Information supplied:
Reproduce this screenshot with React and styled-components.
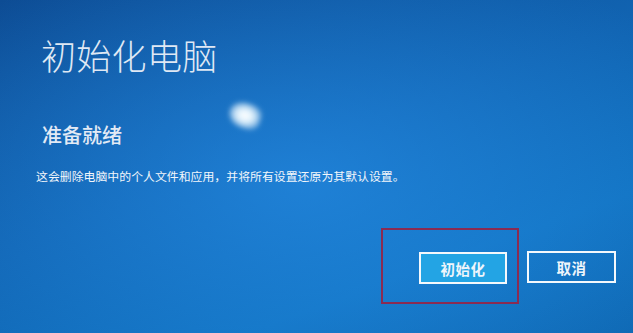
import React from 'react';
import styled, { createGlobalStyle } from 'styled-components';

const Global = createGlobalStyle`
  html, body {
    margin: 0;
    padding: 0;
    background: #0f5ca8;
  }
  body {
    font-family: "Noto Sans CJK SC", "Noto Sans", sans-serif;
  }
`;

const Screen = styled.div`
  position: relative;
  width: 633px;
  height: 333px;
  overflow: hidden;
  display: flex;
  flex-direction: column;
  color: #eef4fb;
  background:
    radial-gradient(ellipse 70% 75% at 48% 55%, rgba(40, 145, 235, 0.6), rgba(40, 140, 230, 0) 100%),
    linear-gradient(160deg, #0d4c94 0%, #1164b2 45%, #1172c0 75%, #0f69b4 100%);
`;

const Glare = styled.div`
  position: absolute;
  left: 229px;
  top: 103px;
  width: 32px;
  height: 25px;
  border-radius: 55% 45% 40% 60%;
  background: radial-gradient(ellipse at 50% 50%, #ffffff 0%, rgba(235, 248, 255, 0.95) 35%, rgba(120, 200, 255, 0) 100%);
  filter: blur(2.5px);
  transform: rotate(18deg);
`;

const Content = styled.div`
  display: flex;
  flex-direction: column;
  padding: 37px 0 0 41px;
`;

const Title = styled.h1`
  margin: 0;
  font-size: 35px;
  line-height: 35px;
  font-weight: 300;
  letter-spacing: 0.3px;
  color: #dfe8f4;
`;

const Subtitle = styled.h2`
  margin: 53px 0 0 1px;
  font-size: 20px;
  line-height: 20px;
  font-weight: 500;
  color: #e3eaf5;
`;

const Body = styled.p`
  margin: 24px 0 0 -5px;
  font-size: 11.9px;
  line-height: 13px;
  color: #f2f6fb;
`;

const Actions = styled.div`
  display: flex;
  justify-content: flex-end;
  align-items: flex-start;
  margin-top: 46px;
  padding-right: 17px;
`;

const Highlight = styled.div`
  display: flex;
  padding: 22px 10px 18px 36px;
  border: 2px solid #8a2b52;
`;

const Button = styled.button`
  width: ${p => p.$w}px;
  height: 32px;
  margin-top: ${p => p.$top || 0}px;
  margin-left: ${p => p.$left || 0}px;
  padding: 0;
  border: 2px solid #f4f8fc;
  background: ${p => (p.$primary ? '#23a4e4' : 'transparent')};
  color: #eef5fb;
  font-family: "Noto Sans CJK SC", sans-serif;
  font-size: 14.5px;
  font-weight: 700;
  letter-spacing: 0.5px;
  cursor: pointer;
`;

export default function App() {
  return (
    <>
      <Global />
      <Screen>
        <Glare />
        <Content>
          <Title>初始化电脑</Title>
          <Subtitle>准备就绪</Subtitle>
          <Body>这会删除电脑中的个人文件和应用，并将所有设置还原为其默认设置。</Body>
        </Content>
        <Actions>
          <Highlight>
            <Button $primary $w={88}>初始化</Button>
          </Highlight>
          <Button $w={89} $top={23} $left={8}>取消</Button>
        </Actions>
      </Screen>
    </>
  );
}
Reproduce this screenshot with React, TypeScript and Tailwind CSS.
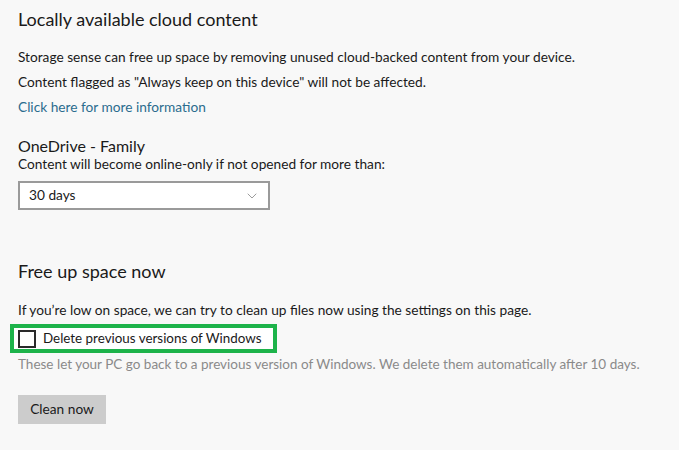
import { ChevronDown } from 'lucide-react';

const font = { fontFamily: 'Lato, "Noto Sans", sans-serif' };

export default function App() {
  return (
    <div className="w-[679px] h-[450px] bg-[#f8f8f8] text-[#1a1a1a] overflow-hidden" style={font}>
      <div className="pl-[18px] pt-[6px]">
        <h1 className="text-[18px] leading-[26px] font-normal">Locally available cloud content</h1>

        <p className="mt-[12px] text-[13.7px] leading-[25px] whitespace-nowrap">
          Storage sense can free up space by removing unused cloud-backed content from your device.
        </p>
        <p className="text-[13.7px] leading-[25px] whitespace-nowrap">
          Content flagged as "Always keep on this device" will not be affected.
        </p>
        <p className="text-[13.7px] leading-[25px] text-[#2b6c8e]">Click here for more information</p>

        <h2 className="mt-[16px] text-[16px] leading-[22px]">OneDrive - Family</h2>
        <p className="-mt-[3px] text-[13.7px] leading-[19px] whitespace-nowrap">
          Content will become online-only if not opened for more than:
        </p>
        <div className="mt-[8px] w-[252px] h-[29px] border-2 border-[#9a9a9a] bg-white flex items-center justify-between pl-[9px] pr-[8px]">
          <span className="text-[13.7px]">30 days</span>
          <ChevronDown className="w-4 h-4 text-[#888]" strokeWidth={1.25} />
        </div>

        <h2 className="mt-[50px] text-[18px] leading-[22px]">Free up space now</h2>
        <p className="mt-[18px] text-[13.7px] leading-[20px] whitespace-nowrap">
          If you’re low on space, we can try to clean up files now using the settings on this page.
        </p>

        <div className="-ml-[8px] mt-[4px] w-[267px] h-[29px] border-[4px] border-[#1db34a] bg-white flex items-center pl-[4px]">
          <div className="w-[18px] h-[18px] border-2 border-[#2a2a2a] bg-white" />
          <span className="ml-[7px] text-[13.4px] whitespace-nowrap">Delete previous versions of Windows</span>
        </div>
        <p className="mt-0 text-[13.5px] leading-[22px] text-[#8a8a8a] whitespace-nowrap">
          These let your PC go back to a previous version of Windows. We delete them automatically after 10 days.
        </p>

        <button className="mt-[20px] w-[88px] h-[29px] bg-[#cccccc] text-[13.7px] text-[#1a1a1a]">
          Clean now
        </button>
      </div>
    </div>
  );
}
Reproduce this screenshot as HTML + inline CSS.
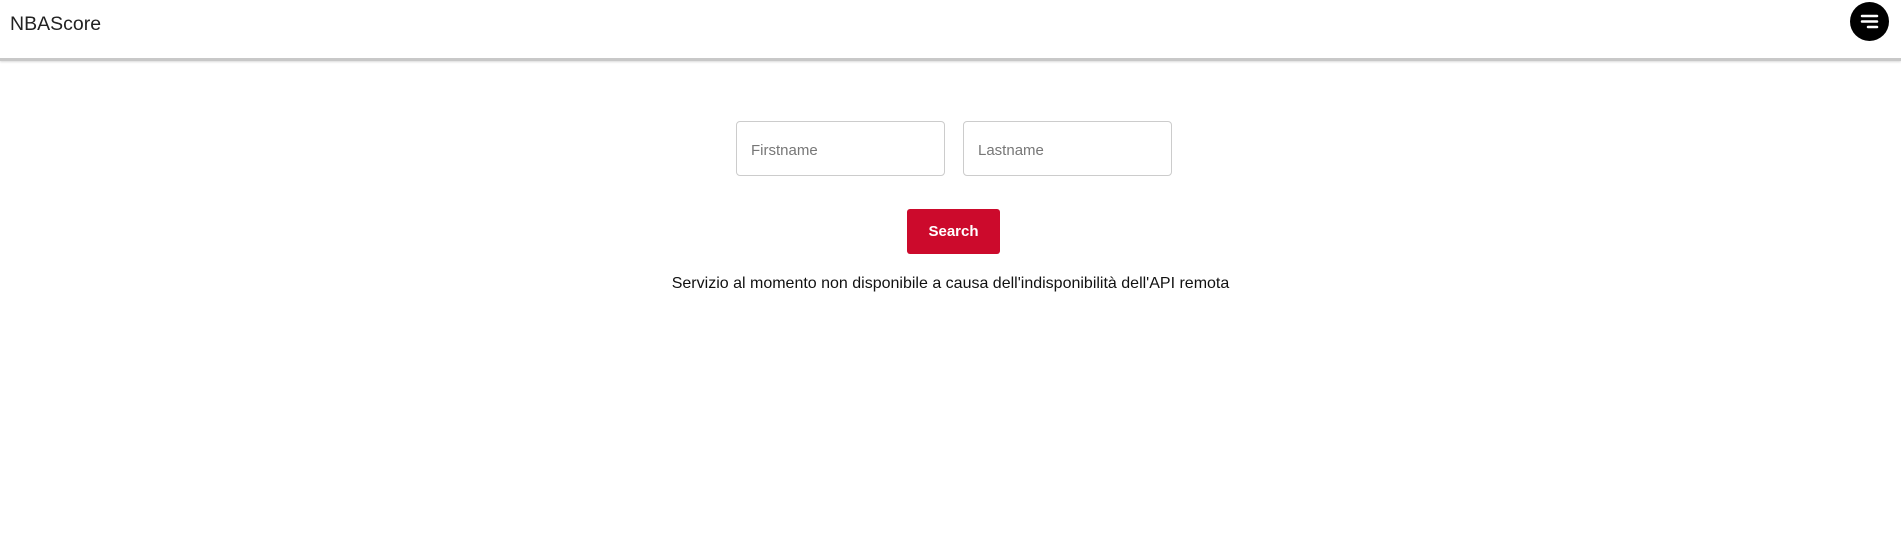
<!DOCTYPE html>
<html><head><style>
body{margin:0;width:1901px;height:555px;background:#fff;font-family:"Liberation Sans",sans-serif;overflow:hidden;position:relative}
.hdr{position:absolute;left:0;top:0;width:1901px;height:58px;background:#fff;border-bottom:3px solid #c8c8c8;box-shadow:0 1px 2px rgba(0,0,0,.15)}
.title{position:absolute;left:10px;top:13px;font-size:19.5px;color:#222}
.menu{position:absolute;left:1850px;top:2px;width:39px;height:39px;border-radius:50%;background:#000}
.in{position:absolute;top:121px;width:207px;height:53px;border:1px solid #ccc;border-radius:4px;font-size:15px;color:#777;line-height:58px;box-sizing:content-box}
.in span{margin-left:14px}
.btn{position:absolute;left:907px;top:209px;width:93px;height:45px;background:#cc0a2c;border-radius:3px;color:#fff;font-weight:bold;font-size:15px;text-align:center;line-height:45px}
.msg{position:absolute;left:0;width:1901px;top:275px;text-align:center;font-size:16px;color:#111}
</style></head><body>
<div class="hdr"><div class="title">NBAScore</div>
<div class="menu"><svg width="39" height="39"><g stroke="#fff" stroke-width="2.5" stroke-linecap="round"><line x1="12" y1="14" x2="27" y2="14"/><line x1="12" y1="19.5" x2="27" y2="19.5"/><line x1="18" y1="25" x2="27" y2="25"/></g></svg></div></div>
<div class="in" style="left:736px"><span>Firstname</span></div>
<div class="in" style="left:963px"><span>Lastname</span></div>
<div class="btn">Search</div>
<div class="msg">Servizio al momento non disponibile a causa dell'indisponibilità dell'API remota</div>
</body></html>
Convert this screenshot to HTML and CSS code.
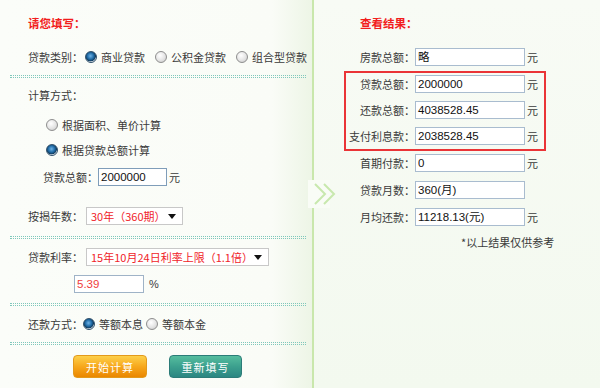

Task requirements:
All entries are to be retyped exactly. Omit any embedded images.

Complete response:
Reproduce this screenshot with React and styled-components.
import React from 'react';
import styled, { createGlobalStyle } from 'styled-components';

const Global = createGlobalStyle`
  html, body {
    margin: 0;
    padding: 0;
    background: #0f5ca8;
  }
  body {
    font-family: "Noto Sans CJK SC", "Noto Sans", sans-serif;
  }
`;

const Screen = styled.div`
  position: relative;
  width: 633px;
  height: 333px;
  overflow: hidden;
  display: flex;
  flex-direction: column;
  color: #eef4fb;
  background:
    radial-gradient(ellipse 70% 75% at 48% 55%, rgba(40, 145, 235, 0.6), rgba(40, 140, 230, 0) 100%),
    linear-gradient(160deg, #0d4c94 0%, #1164b2 45%, #1172c0 75%, #0f69b4 100%);
`;

const Glare = styled.div`
  position: absolute;
  left: 229px;
  top: 103px;
  width: 32px;
  height: 25px;
  border-radius: 55% 45% 40% 60%;
  background: radial-gradient(ellipse at 50% 50%, #ffffff 0%, rgba(235, 248, 255, 0.95) 35%, rgba(120, 200, 255, 0) 100%);
  filter: blur(2.5px);
  transform: rotate(18deg);
`;

const Content = styled.div`
  display: flex;
  flex-direction: column;
  padding: 37px 0 0 41px;
`;

const Title = styled.h1`
  margin: 0;
  font-size: 35px;
  line-height: 35px;
  font-weight: 300;
  letter-spacing: 0.3px;
  color: #dfe8f4;
`;

const Subtitle = styled.h2`
  margin: 53px 0 0 1px;
  font-size: 20px;
  line-height: 20px;
  font-weight: 500;
  color: #e3eaf5;
`;

const Body = styled.p`
  margin: 24px 0 0 -5px;
  font-size: 11.9px;
  line-height: 13px;
  color: #f2f6fb;
`;

const Actions = styled.div`
  display: flex;
  justify-content: flex-end;
  align-items: flex-start;
  margin-top: 46px;
  padding-right: 17px;
`;

const Highlight = styled.div`
  display: flex;
  padding: 22px 10px 18px 36px;
  border: 2px solid #8a2b52;
`;

const Button = styled.button`
  width: ${p => p.$w}px;
  height: 32px;
  margin-top: ${p => p.$top || 0}px;
  margin-left: ${p => p.$left || 0}px;
  padding: 0;
  border: 2px solid #f4f8fc;
  background: ${p => (p.$primary ? '#23a4e4' : 'transparent')};
  color: #eef5fb;
  font-family: "Noto Sans CJK SC", sans-serif;
  font-size: 14.5px;
  font-weight: 700;
  letter-spacing: 0.5px;
  cursor: pointer;
`;

export default function App() {
  return (
    <>
      <Global />
      <Screen>
        <Glare />
        <Content>
          <Title>初始化电脑</Title>
          <Subtitle>准备就绪</Subtitle>
          <Body>这会删除电脑中的个人文件和应用，并将所有设置还原为其默认设置。</Body>
        </Content>
        <Actions>
          <Highlight>
            <Button $primary $w={88}>初始化</Button>
          </Highlight>
          <Button $w={89} $top={23} $left={8}>取消</Button>
        </Actions>
      </Screen>
    </>
  );
}
Reproduce this screenshot with React, TypeScript and Tailwind CSS.
import { ChevronDown } from 'lucide-react';

const font = { fontFamily: 'Lato, "Noto Sans", sans-serif' };

export default function App() {
  return (
    <div className="w-[679px] h-[450px] bg-[#f8f8f8] text-[#1a1a1a] overflow-hidden" style={font}>
      <div className="pl-[18px] pt-[6px]">
        <h1 className="text-[18px] leading-[26px] font-normal">Locally available cloud content</h1>

        <p className="mt-[12px] text-[13.7px] leading-[25px] whitespace-nowrap">
          Storage sense can free up space by removing unused cloud-backed content from your device.
        </p>
        <p className="text-[13.7px] leading-[25px] whitespace-nowrap">
          Content flagged as "Always keep on this device" will not be affected.
        </p>
        <p className="text-[13.7px] leading-[25px] text-[#2b6c8e]">Click here for more information</p>

        <h2 className="mt-[16px] text-[16px] leading-[22px]">OneDrive - Family</h2>
        <p className="-mt-[3px] text-[13.7px] leading-[19px] whitespace-nowrap">
          Content will become online-only if not opened for more than:
        </p>
        <div className="mt-[8px] w-[252px] h-[29px] border-2 border-[#9a9a9a] bg-white flex items-center justify-between pl-[9px] pr-[8px]">
          <span className="text-[13.7px]">30 days</span>
          <ChevronDown className="w-4 h-4 text-[#888]" strokeWidth={1.25} />
        </div>

        <h2 className="mt-[50px] text-[18px] leading-[22px]">Free up space now</h2>
        <p className="mt-[18px] text-[13.7px] leading-[20px] whitespace-nowrap">
          If you’re low on space, we can try to clean up files now using the settings on this page.
        </p>

        <div className="-ml-[8px] mt-[4px] w-[267px] h-[29px] border-[4px] border-[#1db34a] bg-white flex items-center pl-[4px]">
          <div className="w-[18px] h-[18px] border-2 border-[#2a2a2a] bg-white" />
          <span className="ml-[7px] text-[13.4px] whitespace-nowrap">Delete previous versions of Windows</span>
        </div>
        <p className="mt-0 text-[13.5px] leading-[22px] text-[#8a8a8a] whitespace-nowrap">
          These let your PC go back to a previous version of Windows. We delete them automatically after 10 days.
        </p>

        <button className="mt-[20px] w-[88px] h-[29px] bg-[#cccccc] text-[13.7px] text-[#1a1a1a]">
          Clean now
        </button>
      </div>
    </div>
  );
}
Reproduce this screenshot as HTML + inline CSS.
<!DOCTYPE html>
<html><head><style>
body{margin:0;width:1901px;height:555px;background:#fff;font-family:"Liberation Sans",sans-serif;overflow:hidden;position:relative}
.hdr{position:absolute;left:0;top:0;width:1901px;height:58px;background:#fff;border-bottom:3px solid #c8c8c8;box-shadow:0 1px 2px rgba(0,0,0,.15)}
.title{position:absolute;left:10px;top:13px;font-size:19.5px;color:#222}
.menu{position:absolute;left:1850px;top:2px;width:39px;height:39px;border-radius:50%;background:#000}
.in{position:absolute;top:121px;width:207px;height:53px;border:1px solid #ccc;border-radius:4px;font-size:15px;color:#777;line-height:58px;box-sizing:content-box}
.in span{margin-left:14px}
.btn{position:absolute;left:907px;top:209px;width:93px;height:45px;background:#cc0a2c;border-radius:3px;color:#fff;font-weight:bold;font-size:15px;text-align:center;line-height:45px}
.msg{position:absolute;left:0;width:1901px;top:275px;text-align:center;font-size:16px;color:#111}
</style></head><body>
<div class="hdr"><div class="title">NBAScore</div>
<div class="menu"><svg width="39" height="39"><g stroke="#fff" stroke-width="2.5" stroke-linecap="round"><line x1="12" y1="14" x2="27" y2="14"/><line x1="12" y1="19.5" x2="27" y2="19.5"/><line x1="18" y1="25" x2="27" y2="25"/></g></svg></div></div>
<div class="in" style="left:736px"><span>Firstname</span></div>
<div class="in" style="left:963px"><span>Lastname</span></div>
<div class="btn">Search</div>
<div class="msg">Servizio al momento non disponibile a causa dell'indisponibilità dell'API remota</div>
</body></html>
Convert this screenshot to HTML and CSS code.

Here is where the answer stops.